Go through the data and copy every line exactly, but not the images.

#### GIVEN INFORMATION:
%%

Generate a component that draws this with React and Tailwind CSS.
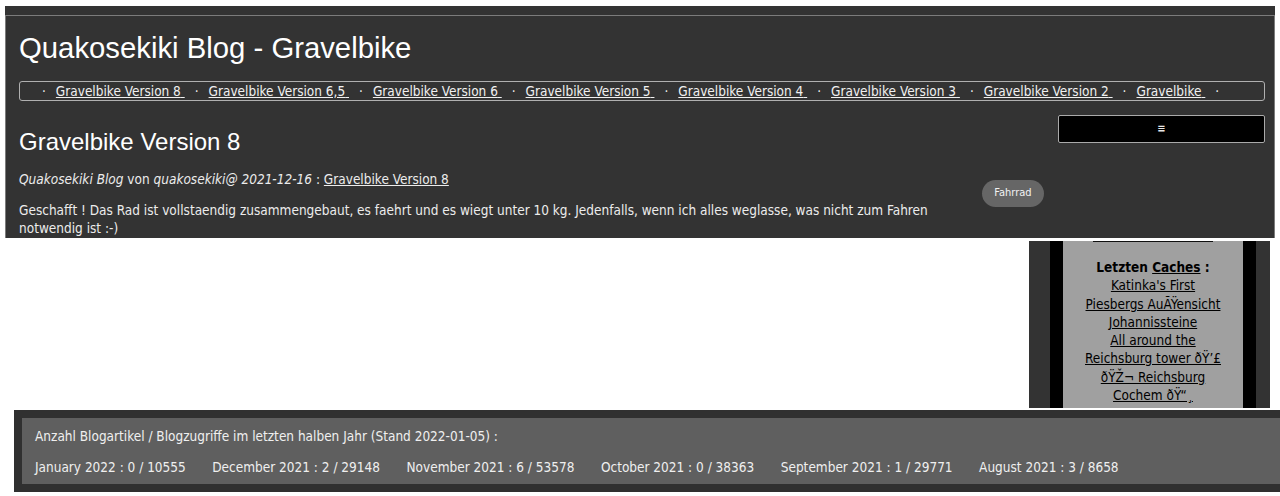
import React from "react";

const body = "font-['DejaVu_Sans_Condensed','DejaVu_Sans',sans-serif] [font-stretch:condensed]";
const head = "font-['Liberation_Sans',Arial,sans-serif]";

const navItems = [
  "Gravelbike Version 8",
  "Gravelbike Version 6,5",
  "Gravelbike Version 6",
  "Gravelbike Version 5",
  "Gravelbike Version 4",
  "Gravelbike Version 3",
  "Gravelbike Version 2",
  "Gravelbike",
];

const stats = [
  "January 2022 : 0 / 10555",
  "December 2021 : 2 / 29148",
  "November 2021 : 6 / 53578",
  "October 2021 : 0 / 38363",
  "September 2021 : 1 / 29771",
  "August 2021 : 3 / 8658",
];

export default function App() {
  return (
    <div className={`w-[1280px] h-[496px] overflow-hidden bg-white ${body} text-[13.5px]`}>
      {/* top block */}
      <div className="mx-[5px] mt-[6px] h-[232px] bg-[#333333] pt-[9px] overflow-hidden">
        <div className="h-full border border-b-0 border-[#7c7c7c] pl-[13px] pr-[9px]">
          <h1 className={`${head} text-[29.3px] leading-[33px] pt-[15px] text-white`}>
            Quakosekiki Blog - Gravelbike
          </h1>
          <nav className="mt-[17px] h-[20px] border border-[#b0b0b0] rounded-[3px] pl-[12px] flex items-center text-[#f0f0f0] leading-[18px] whitespace-nowrap">
            {navItems.map((t) => (
              <React.Fragment key={t}>
                <span className="px-[10px]">·</span>
                <a className="underline">{t}&nbsp;</a>
              </React.Fragment>
            ))}
            <span className="px-[10px]">·</span>
          </nav>
          <div className="flex mt-[14px]">
            <div className="w-[950px] shrink-0 text-[#ececec]">
              <h2 className={`${head} text-[24px] leading-[28px] mt-[13px] text-white`}>
                Gravelbike Version 8
              </h2>
              <p className="mt-[14px] leading-[18px]">
                <i>Quakosekiki Blog</i> von <i>quakosekiki@ 2021-12-16</i> :{" "}
                <a className="underline">Gravelbike Version 8</a>
              </p>
              <p className="mt-[13px] leading-[18px]">
                Geschafft ! Das Rad ist vollstaendig zusammengebaut, es faehrt und es wiegt unter 10 kg. Jedenfalls, wenn ich alles weglasse, was nicht zum Fahren notwendig ist :-)
              </p>
            </div>
            <div className="ml-[13px] mt-[65px] shrink-0">
              <span className="flex items-center justify-center w-[62px] h-[27px] rounded-full bg-[#666666] text-[11px] text-[#f2f2f2]">
                Fahrrad
              </span>
            </div>
            <div className="ml-auto w-[207px] h-[28px] shrink-0 bg-black border border-[#aaaaaa] rounded-[2px] flex items-center justify-center text-[#e8e8e8] text-[11px] font-bold">
              ≡
            </div>
          </div>
        </div>
      </div>

      {/* sidebar */}
      <div className="flex justify-end mt-[3px] pr-[10px]">
        <div className="w-[241px] h-[167px] bg-[#333333] flex pl-[21px] pr-[14px]">
          <div className="w-[13px] bg-black" />
          <div className="flex-1 bg-[#a0a0a0] flex flex-col items-center text-black leading-[18.3px] text-center">
            <div className="w-[120px] h-[1px] bg-[#111]" />
            <div className="mt-[16px]">
              <div className="font-bold">
                Letzten <a className="underline">Caches</a> :
              </div>
              <div><a className="underline">Katinka's First</a></div>
              <div><a className="underline">Piesbergs AuÃŸensicht</a></div>
              <div><a className="underline">Johannissteine</a></div>
              <div>
                <a className="underline">
                  All around the
                  <br />
                  Reichsburg tower ðŸ’£
                  <br />
                  ðŸŽ¬ Reichsburg
                  <br />
                  Cochem ðŸ“¸
                </a>
              </div>
            </div>
          </div>
          <div className="w-[13px] bg-black" />
        </div>
      </div>

      {/* bottom stats */}
      <div className="ml-[14px] mt-[2px] w-[1280px] h-[82px] bg-[#303030] pt-[8px] pl-[8px]">
        <div className="h-[66px] bg-[#5f5f5f] pl-[13px] pt-[9px] text-[#efefef] leading-[18px]">
          <div>Anzahl Blogartikel / Blogzugriffe im letzten halben Jahr (Stand 2022-01-05) :</div>
          <div className="flex gap-[26.5px] mt-[13px] whitespace-nowrap">
            {stats.map((s) => (
              <span key={s}>{s}</span>
            ))}
          </div>
        </div>
      </div>
    </div>
  );
}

%%

#### RIGHT ANSWER:
Generate a component that draws this with React and Tailwind CSS.
import React from "react";

const body = "font-['DejaVu_Sans_Condensed','DejaVu_Sans',sans-serif] [font-stretch:condensed]";
const head = "font-['Liberation_Sans',Arial,sans-serif]";

const navItems = [
  "Gravelbike Version 8",
  "Gravelbike Version 6,5",
  "Gravelbike Version 6",
  "Gravelbike Version 5",
  "Gravelbike Version 4",
  "Gravelbike Version 3",
  "Gravelbike Version 2",
  "Gravelbike",
];

const stats = [
  "January 2022 : 0 / 10555",
  "December 2021 : 2 / 29148",
  "November 2021 : 6 / 53578",
  "October 2021 : 0 / 38363",
  "September 2021 : 1 / 29771",
  "August 2021 : 3 / 8658",
];

export default function App() {
  return (
    <div className={`w-[1280px] h-[496px] overflow-hidden bg-white ${body} text-[13.5px]`}>
      {/* top block */}
      <div className="mx-[5px] mt-[6px] h-[232px] bg-[#333333] pt-[9px] overflow-hidden">
        <div className="h-full border border-b-0 border-[#7c7c7c] pl-[13px] pr-[9px]">
          <h1 className={`${head} text-[29.3px] leading-[33px] pt-[15px] text-white`}>
            Quakosekiki Blog - Gravelbike
          </h1>
          <nav className="mt-[17px] h-[20px] border border-[#b0b0b0] rounded-[3px] pl-[12px] flex items-center text-[#f0f0f0] leading-[18px] whitespace-nowrap">
            {navItems.map((t) => (
              <React.Fragment key={t}>
                <span className="px-[10px]">·</span>
                <a className="underline">{t}&nbsp;</a>
              </React.Fragment>
            ))}
            <span className="px-[10px]">·</span>
          </nav>
          <div className="flex mt-[14px]">
            <div className="w-[950px] shrink-0 text-[#ececec]">
              <h2 className={`${head} text-[24px] leading-[28px] mt-[13px] text-white`}>
                Gravelbike Version 8
              </h2>
              <p className="mt-[14px] leading-[18px]">
                <i>Quakosekiki Blog</i> von <i>quakosekiki@ 2021-12-16</i> :{" "}
                <a className="underline">Gravelbike Version 8</a>
              </p>
              <p className="mt-[13px] leading-[18px]">
                Geschafft ! Das Rad ist vollstaendig zusammengebaut, es faehrt und es wiegt unter 10 kg. Jedenfalls, wenn ich alles weglasse, was nicht zum Fahren notwendig ist :-)
              </p>
            </div>
            <div className="ml-[13px] mt-[65px] shrink-0">
              <span className="flex items-center justify-center w-[62px] h-[27px] rounded-full bg-[#666666] text-[11px] text-[#f2f2f2]">
                Fahrrad
              </span>
            </div>
            <div className="ml-auto w-[207px] h-[28px] shrink-0 bg-black border border-[#aaaaaa] rounded-[2px] flex items-center justify-center text-[#e8e8e8] text-[11px] font-bold">
              ≡
            </div>
          </div>
        </div>
      </div>

      {/* sidebar */}
      <div className="flex justify-end mt-[3px] pr-[10px]">
        <div className="w-[241px] h-[167px] bg-[#333333] flex pl-[21px] pr-[14px]">
          <div className="w-[13px] bg-black" />
          <div className="flex-1 bg-[#a0a0a0] flex flex-col items-center text-black leading-[18.3px] text-center">
            <div className="w-[120px] h-[1px] bg-[#111]" />
            <div className="mt-[16px]">
              <div className="font-bold">
                Letzten <a className="underline">Caches</a> :
              </div>
              <div><a className="underline">Katinka's First</a></div>
              <div><a className="underline">Piesbergs AuÃŸensicht</a></div>
              <div><a className="underline">Johannissteine</a></div>
              <div>
                <a className="underline">
                  All around the
                  <br />
                  Reichsburg tower ðŸ’£
                  <br />
                  ðŸŽ¬ Reichsburg
                  <br />
                  Cochem ðŸ“¸
                </a>
              </div>
            </div>
          </div>
          <div className="w-[13px] bg-black" />
        </div>
      </div>

      {/* bottom stats */}
      <div className="ml-[14px] mt-[2px] w-[1280px] h-[82px] bg-[#303030] pt-[8px] pl-[8px]">
        <div className="h-[66px] bg-[#5f5f5f] pl-[13px] pt-[9px] text-[#efefef] leading-[18px]">
          <div>Anzahl Blogartikel / Blogzugriffe im letzten halben Jahr (Stand 2022-01-05) :</div>
          <div className="flex gap-[26.5px] mt-[13px] whitespace-nowrap">
            {stats.map((s) => (
              <span key={s}>{s}</span>
            ))}
          </div>
        </div>
      </div>
    </div>
  );
}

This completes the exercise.